You are assuming most everyone is motivated by winning and whatever else you are when clearly we and others we have talked to exist.
Your statement shows that you may be misunderstanding what's the mission of FIRST. It's not to appeal to members of already existing teams. Your attitudes about the attractiveness of STEM are already changed. As I've said many times, FIRST is aiming to reach well beyond your team. It wants to attract students who aren't inherently builders. That's great if that's your motivation, but why stymie the ability to attract others to the program because you have a specific preference? Why should your preference trump everyone else?

And given that preference, I'm don't see why allowing certain teams to focus on competitive excellence as their motivation conflicts with your preference to be motivated by the engineering challenge? Is there an inherent conflict that I'm not seeing?

And if you don't see how expanding FRC helps your program, then we need to have a separate conversation. Remember that your team was started in 2012 because FRC is expanding, so you have been directly impacted by that outreach. And others will benefit in the future as well.

BTW, I am not using personal anecdotes or statements of personal preferences. Please point to any of my posts that allude to my personal motivations for participating in FIRST other than I think this is a fantastic educational program that has the potential to reach a wide swath of the student population. What I have done is relayed what I have learned in my professional experience as an economist which includes an extensive knowledge of the research into the effect of incentives. I also have been a keen observer of sports action and management for even longer. I have tried to avoid any references to my own personal preferences. (It's something that I've developed in my professional work. In one week a few years ago I was called both a "Gringrich Republican" and a "commie pinko." Quite an accomplishment! )

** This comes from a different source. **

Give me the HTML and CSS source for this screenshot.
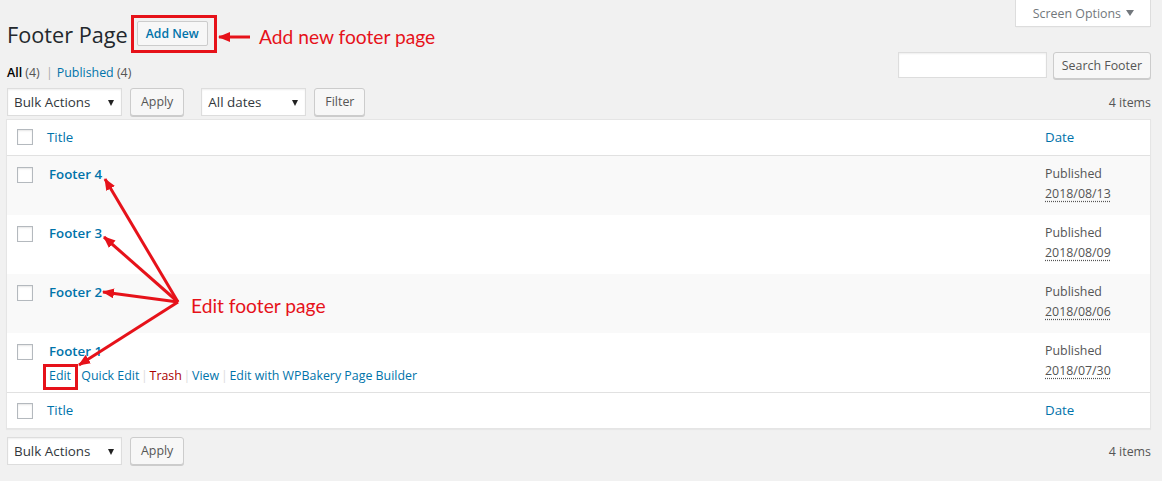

And most importantly I am NOT making sweeping generalizations that "most everyone is motivated by winning and whatever else." I am saying that many students and mentors are motivated by competition, and based on the postings here and elsewhere on CD, the teams that are referenced as being inspirational (see my passage above) are motivated in a large part by competition. And what those teams do on and off the field is inspirational to other teams, even those not motivated by competition. (And I do have the empirical evidence that almost everyone is motivated by incentives. That premise is the basis of almost all economic research. I'd be interested to know if you have contrary research. Winning competitions is one type of incentive.)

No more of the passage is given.